**WRITTEN TASK**
Filter this material down to the lines that hold "page", copying each one.

## START DATA LINES

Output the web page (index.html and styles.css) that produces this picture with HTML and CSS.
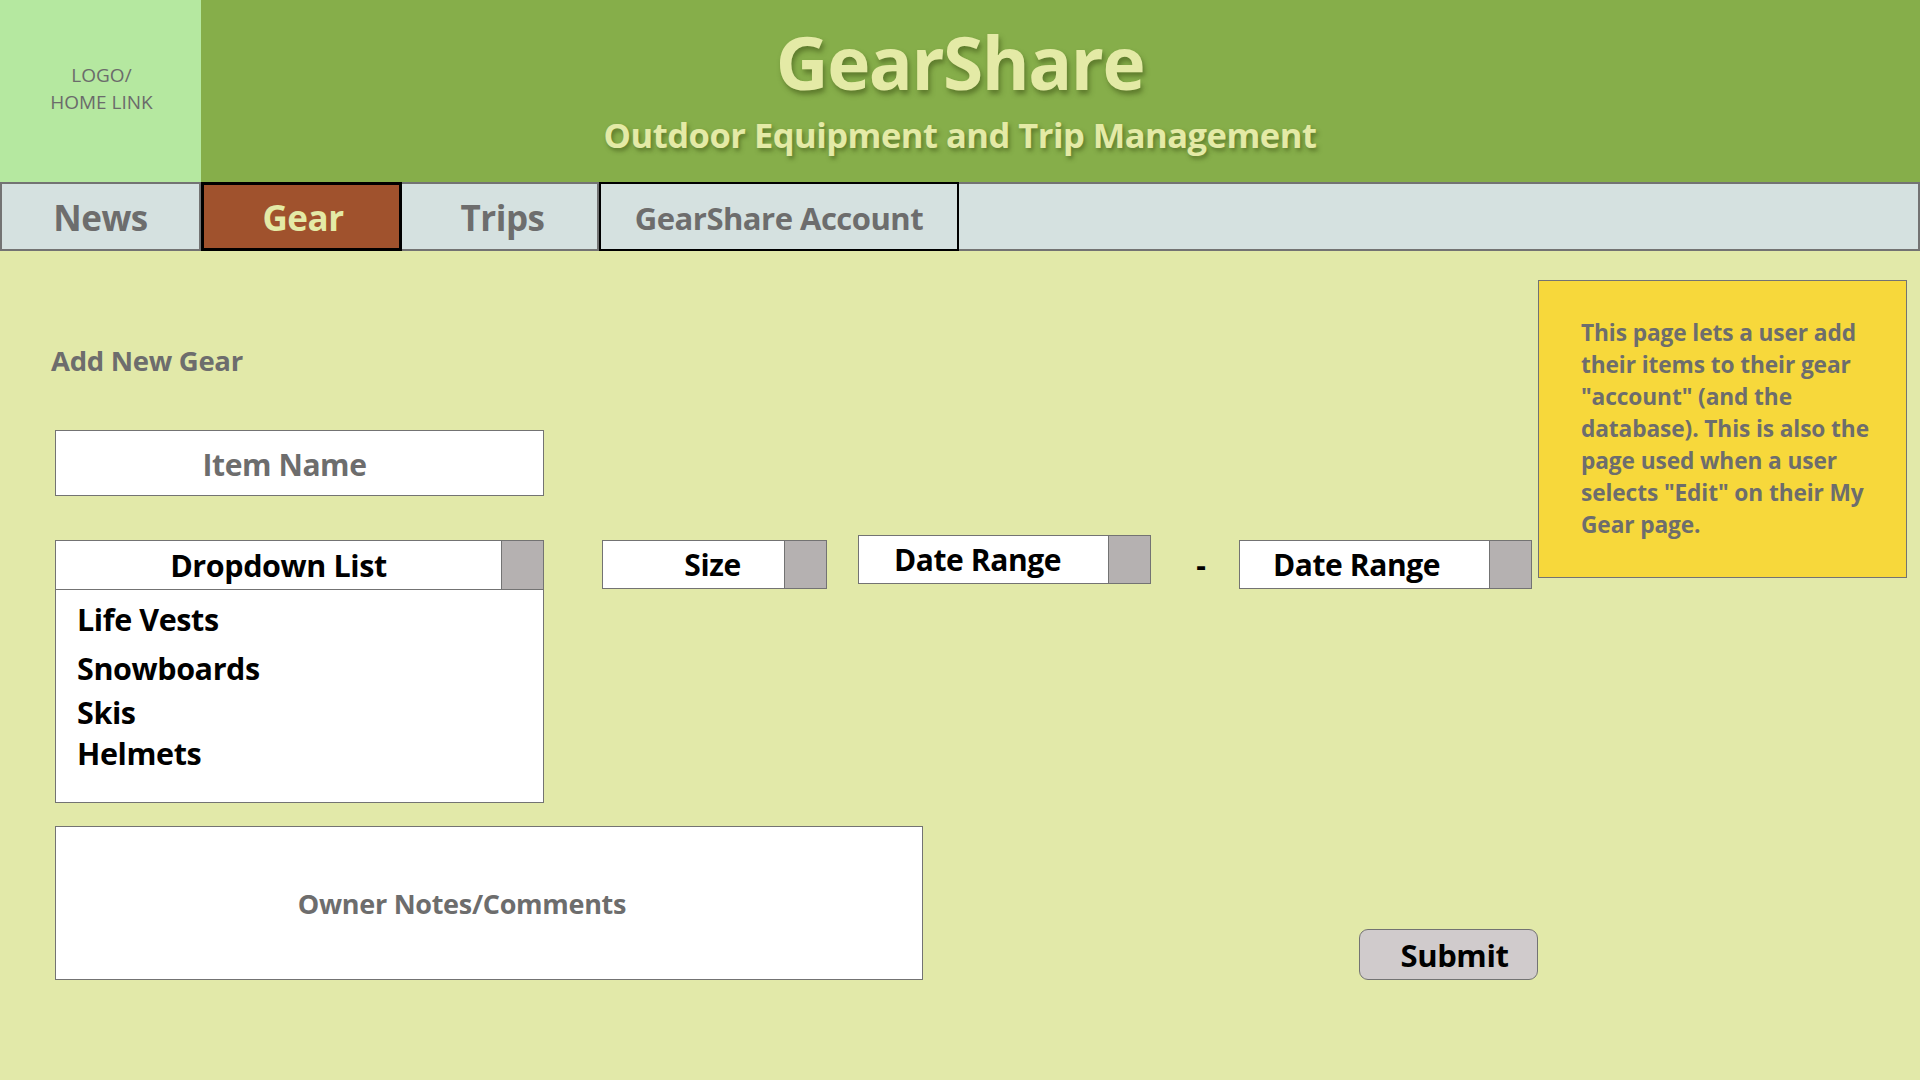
FILE: index.html
```html
<!DOCTYPE html>
<html lang="en">
<head>
<meta charset="utf-8">
<title>GearShare - Add New Gear</title>
<link rel="stylesheet" href="styles.css">
</head>
<body>
<header class="header">
  <a class="logo" href="#">LOGO/<br>HOME LINK</a>
  <div class="brand">
    <h1 class="brand-title">GearShare</h1>
    <p class="brand-sub">Outdoor Equipment and Trip Management</p>
  </div>
</header>
<nav class="nav">
  <a class="tab tab-news" href="#">News</a>
  <a class="tab tab-gear active" href="#">Gear</a>
  <a class="tab tab-trips" href="#">Trips</a>
  <a class="tab tab-account" href="#">GearShare Account</a>
  <div class="tab-fill"></div>
</nav>
<main class="main">
  <section class="form">
    <h2 class="form-title">Add New Gear</h2>
    <div class="field item-name">Item Name</div>
    <div class="select-row">
      <div class="dropdown">
        <div class="select select-wide">
          <span class="select-label">Dropdown List</span>
          <span class="select-btn"></span>
        </div>
        <ul class="options">
          <li class="opt-1">Life Vests</li>
          <li class="opt-2">Snowboards</li>
          <li class="opt-3">Skis</li>
          <li class="opt-4">Helmets</li>
        </ul>
      </div>
      <div class="select select-size">
        <span class="select-label">Size</span>
        <span class="select-btn"></span>
      </div>
      <div class="select select-date select-date-1">
        <span class="select-label">Date Range</span>
        <span class="select-btn"></span>
      </div>
      <span class="dash">-</span>
      <div class="select select-date select-date-2">
        <span class="select-label">Date Range</span>
        <span class="select-btn"></span>
      </div>
    </div>
    <div class="bottom-row">
      <div class="notes">Owner Notes/Comments</div>
      <button class="submit" type="button">Submit</button>
    </div>
  </section>
  <aside class="note">
    This page lets a user add their items to their gear "account" (and the database). This is also the page used when a user selects "Edit" on their My Gear page.
  </aside>
</main>
</body>
</html>
```
FILE: styles.css
```css
* { box-sizing: border-box; }
html, body { margin: 0; padding: 0; }
body {
  width: 1920px;
  height: 1080px;
  overflow: hidden;
  background: #e2e9a9;
  font-family: "Open Sans", "Noto Sans", "Liberation Sans", sans-serif;
}

.header {
  display: flex;
  height: 182px;
  background: #86ae4a;
}
.logo {
  width: 201px;
  background: #b5e8a0;
  display: flex;
  align-items: center;
  justify-content: center;
  text-align: center;
  color: #6b6b6b;
  font-size: 19px;
  line-height: 27px;
  text-decoration: none;
  padding-bottom: 4px;
  padding-left: 2px;
}
.brand {
  flex: 1;
  display: flex;
  flex-direction: column;
  align-items: center;
  padding-right: 201px;
}
.brand-title {
  margin: 17px 0 0;
  font-size: 73px;
  line-height: 90px;
  font-weight: 700;
  color: #e4eaa6;
  letter-spacing: -1.5px;
  text-shadow: 2px 4px 5px rgba(60, 80, 20, 0.55);
}
.brand-sub {
  margin: 6px 0 0;
  font-size: 34.5px;
  line-height: 44px;
  font-weight: 700;
  color: #e4eaa6;
  letter-spacing: -0.5px;
  text-shadow: 2px 3px 4px rgba(60, 80, 20, 0.55);
}

.nav {
  display: flex;
  height: 69px;
  background: #d5e1e0;
}
.tab {
  display: flex;
  align-items: center;
  justify-content: center;
  height: 69px;
  padding-top: 2px;
  border: 2px solid #737373;
  border-left-width: 0;
  color: #6d6d6d;
  font-weight: 700;
  font-size: 35px;
  text-decoration: none;
  letter-spacing: -0.5px;
}
.tab-news { width: 201px; border-left-width: 2px; font-size: 35px; }
.tab-gear {
  width: 201px;
  background: #a0522d;
  color: #e4eaa6;
  border: 3px solid #000;
  padding-left: 3px;
}
.tab-trips { width: 197px; border-left-width: 0; padding-left: 6px; }
.tab-account {
  width: 360px;
  border: 2px solid #000;
  font-size: 31px;
}
.tab-fill {
  flex: 1;
  border: 2px solid #737373;
  border-left-width: 0;
}

.main {
  display: flex;
  align-items: flex-start;
}
.form {
  width: 1538px;
  padding-left: 55px;
  padding-top: 80px;
}
.form-title {
  margin: 0;
  font-size: 27.5px;
  line-height: 60px;
  font-weight: 700;
  color: #6d6d6d;
  margin-left: -4px;
  letter-spacing: -0.3px;
}
.field {
  background: #fff;
  border: 1.5px solid #737373;
}
.item-name {
  width: 489px;
  height: 66px;
  margin-top: 39px;
  display: flex;
  align-items: center;
  justify-content: center;
  padding-right: 30px;
  padding-top: 3px;
  color: #6d6d6d;
  font-weight: 700;
  font-size: 30px;
  letter-spacing: -0.4px;
}

.select-row {
  display: flex;
  align-items: flex-start;
  margin-top: 44px;
}
.select {
  display: flex;
  height: 49px;
  background: #fff;
  border: 1.5px solid #737373;
}
.select-label {
  flex: 1;
  display: flex;
  align-items: center;
  justify-content: center;
  color: #000;
  font-weight: 700;
  font-size: 30px;
  letter-spacing: -0.4px;
}
.select-btn {
  width: 42px;
  background: #b5b1b1;
  border-left: 1.5px solid #737373;
}
.dropdown {
  width: 489px;
  height: 263px;
  background: #fff;
  border: 1.5px solid #737373;
}
.select-wide {
  border: 0;
  border-bottom: 1.5px solid #737373;
  height: 49px;
}
.select-wide .select-label { font-size: 30.5px; }
.options {
  list-style: none;
  margin: 0;
  padding: 8px 0 0 21px;
  color: #000;
  font-weight: 700;
  font-size: 30.5px;
  letter-spacing: -0.4px;
}
.options li { line-height: 42px; }
.opt-2 { margin-top: 7px; }
.opt-3 { margin-top: 2px; }
.opt-4 { margin-top: -1px; }

.select-size { width: 225px; margin-left: 58px; }
.select-size .select-label { padding-left: 38px; }
.select-date { width: 293px; }
.select-date-1 { margin-left: 31px; margin-top: -5px; }
.select-date-1 .select-label { padding-right: 12px; }
.select-date-2 .select-label { padding-right: 16px; }
.dash {
  width: 88px;
  padding-left: 12px;
  text-align: center;
  font-size: 30px;
  font-weight: 700;
  line-height: 49px;
  color: #000;
}

.bottom-row {
  display: flex;
  align-items: flex-end;
  margin-top: 23px;
}
.notes {
  width: 868px;
  height: 154px;
  background: #fff;
  border: 1.5px solid #737373;
  display: flex;
  align-items: center;
  justify-content: center;
  padding-right: 54px;
  color: #6d6d6d;
  font-weight: 700;
  font-size: 27px;
  letter-spacing: -0.3px;
}
.submit {
  margin-left: auto;
  width: 179px;
  height: 51px;
  background: #d0cbcc;
  border: 1.5px solid #737373;
  border-radius: 9px;
  font-family: inherit;
  font-weight: 700;
  font-size: 31px;
  color: #000;
  padding: 0 0 0 12px;
  letter-spacing: -0.4px;
}

.note {
  width: 369px;
  height: 298px;
  margin-top: 29px;
  background: #f7d83b;
  border: 1.5px solid #737373;
  padding: 36px 14px 0 42px;
  color: #6d6d6d;
  font-weight: 700;
  font-size: 22.7px;
  line-height: 32px;
  letter-spacing: -0.1px;
}
```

## END DATA LINES

**WRITTEN SOLUTION**
Output the web page (index.html and styles.css) that produces this picture with HTML and CSS.
    This page lets a user add their items to their gear "account" (and the database). This is also the page used when a user selects "Edit" on their My Gear page.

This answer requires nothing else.